Pada tahun 1947, ketika Presiden Soekarno mengutus Menteri Luar Negeri Indonesia (H. Agoes Salim) untuk melakukan perjalanan ke beberapa negara Arab guna mendapatkan simpati, sokongan dan dukungan kemerdekaan, maka menjadi nyata dan sangat beruntunlah jatuhnya pengakuan “de facto” dan “de jure” atas kemerdekaan Indonesia dari negara-negara Arab itu.
Kerajaan Saudi Arabia sendiri mulai mendukung perjuangan kemerdekaan Indonesia sejak diproklamirkannya proklamasi 17 Agustus 1945. Dukungan dan simpati Saudi Arabia itu berpuncak pada tahun 1946 ketika secara resmi menyatakan dukungannya atas kemerdekaan Indonesia dalam sidang Liga Arab.
Pada tahun 1949, Saudi Arabia juga mengutus wakil pemerintahannya untuk datang ke Jakarta dan bertemu dengan Presiden Soekarno dan pejabat pemerintah Indonesia saat itu. Wakil Saudi Arabia tersebut bernama Syaikh Abdul Hamid al-Khatib, yang tak lain adalah putra dari Syaikh Ahmad Khatib Minangkabau, seorang ulama besar Masjidil Haram asal Sumatera Barat yang juga menjadi imam, khatib dan penulis sejumlah karya rujukan dunia Islam.
Ketika pemerintahan Indonesia membuka kantor kedutaan besarnya di Saudi Arabia dan mengutus H.M. Rasjidi sebagai duta besar pertama Indonesia untuk Saudi Arabia tahun 1949, tiga ribu putra Indonesia berbaris di jalan raya menyambut kedatangan beliau sambil mengibarkan bendera merah putih dan memekikkan “Merdeka” dan “Allahu Akbar”. Bendera Merah Putih Indonesia berkibar di sudut-sudut kota Makkah dan Jeddah.

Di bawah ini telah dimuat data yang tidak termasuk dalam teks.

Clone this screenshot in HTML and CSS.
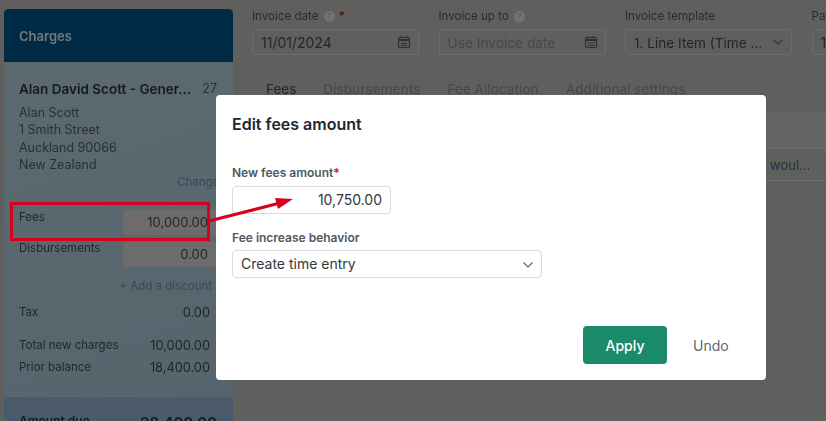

Suka cita bangkitnya nasionalisme para putra Indonesia di Hijaz, rupanya juga diikuti oleh bangsa-bangsa serumpun lainnya, seperti Malaya dan Pattani. Mereka turut serta mengibarkan bendera merah putih dan ikut hanyut dalam terbakarnya api nasionalisme dan kemerdekaan. Mereka orang-orang Malaya dan Pattani pada saat itu masih menjadi bangsa jajahan. Perasaan kemerdekaan mereka pun tertumpahkan melalui perjuangan Indonesia.